4.  To be eligible for exemption, each foreign corporation must obtain a statement of ownership annually from each person or entity in the chain of ownership of its shares on which it relies to qualify for the exemption, signed under the penalty of perjury, identifying the individual beneficial owner of the shares and his or her residence (as described in 2 above).  These statements are to be kept in the corporation’s files and must be provided to the IRS upon request.  If there is no change in ownership, statements of ownership are valid for up to three years.
6. Contemporaneous Ownership Statements
Under the regulations, it is unlikely that a shipping company could defer the filing and record keeping requirements and still obtain the exemption by paying a modest penalty and filing late.  As described above, the regulations require the qualifying shareholders to sign ownership statements every year.  After a period of years, it may be impossible for a shipping company to obtain such statements (assuming the IRS would accept non-contemporaneous ownership statements).  In such a case, the company would not be able to obtain an exemption even though it was otherwise eligible for it.  For the taxpayer, the regulations raise the stakes for failing to make current filings, because the exemption could become unavailable due to lack of contemporaneous ownership statements.  Without an exemption, the taxpayer will have liability for the tax plus penalties and interest.

 7. Charter Provisions
A popular charter party clause requires that charterers reimburse owners for any US gross freight tax that is imposed on the owner as a result of the charterer’s ordering the vessel to the US.  Under this clause, it is impossible for the charterer to verify that the owner has actually paid (or will pay) the tax.  Moreover, it is difficult to create fair contractual provisions for such a tax reimbursement agreement.

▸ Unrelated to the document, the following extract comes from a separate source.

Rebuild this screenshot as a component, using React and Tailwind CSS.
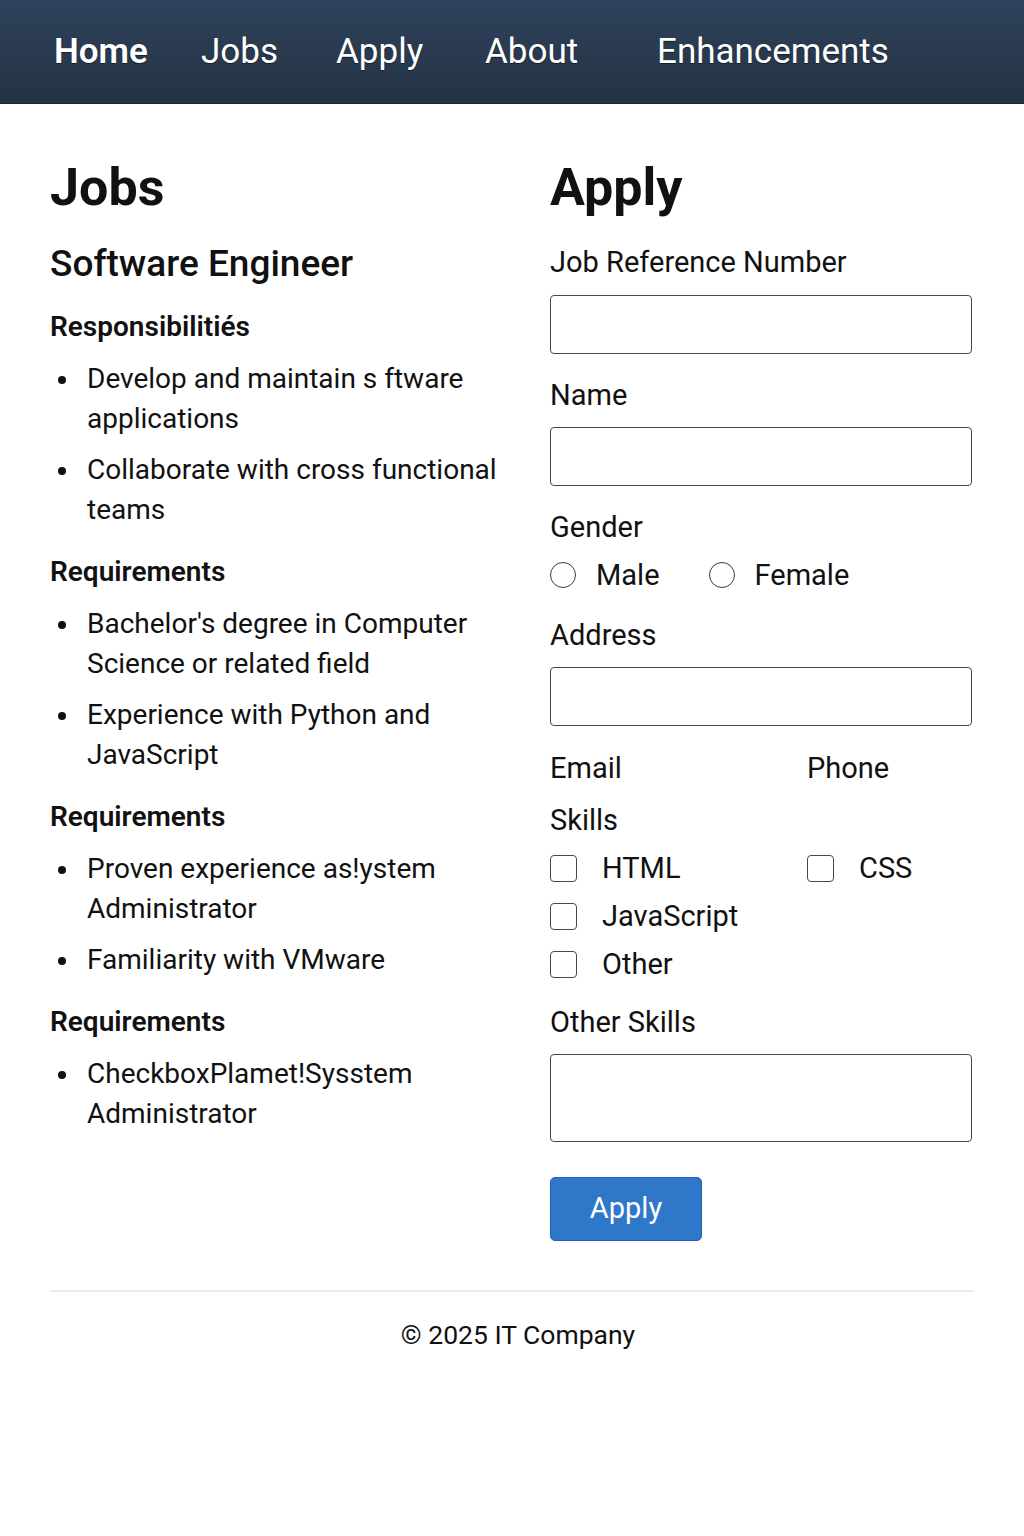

 Under the proposed change in reporting discussed above, if the charterer is a US taxpayer, it would be required to obtain the certificate, W8-BEN, from the owner which is then reported to the IRS (on form 1042-S).  The certificate will effectively bind the owner to either pay the tax or claim an exemption.  Thus, the charter clause could be revised to provide that the charterer will reimburse the owner for the tax only when the owner’s W-8BEN form shows that the owner will pay the tax.

            Such a revision would be workable even when the charterer is not a US taxpayer.  The regulations provide that any person, US or foreign, that makes a payment that is subject to withholding must file a form 1042-S.  When a foreign person is not subject to US jurisdiction, this requirement is not enforceable, but a voluntary filing may be made.  Whether the non-US charterer files a form 1042-S or not, a charter provision requiring that the owner provide form W8-BEN would be reasonable and would provide the parties with a better way to allocate the cost, if any, of the gross freight tax.
[1] The IRS has issued a warning about fraudsters circulating bogus forms W8-BEN attempting to obtain personal information such as one’s mother’s maiden name, passport numbers, date of birth, PIN’s and passcodes, none of which are called for in the real form.  The genuine form W8-BEN is available at www.irs.gov.  Companies should  release their W8-BEN only to those persons from whom they receive payments.
[2] FATCA is an acronym for the Foreign Account Tax Compliance Act.  The Act requires a 30% withholding on payments made to foreign financial institutions (whether as principals or intermediaries) unless the institution has agreed with the IRS to participate in certain reporting systems.  When it becomes effective, Form W8-BEN-E will be used by foreign corporations to declare exemption from withholding under several different grounds including that their foreign bank is qualified under FATCA as well as the original grounds now provided in W8-BEN.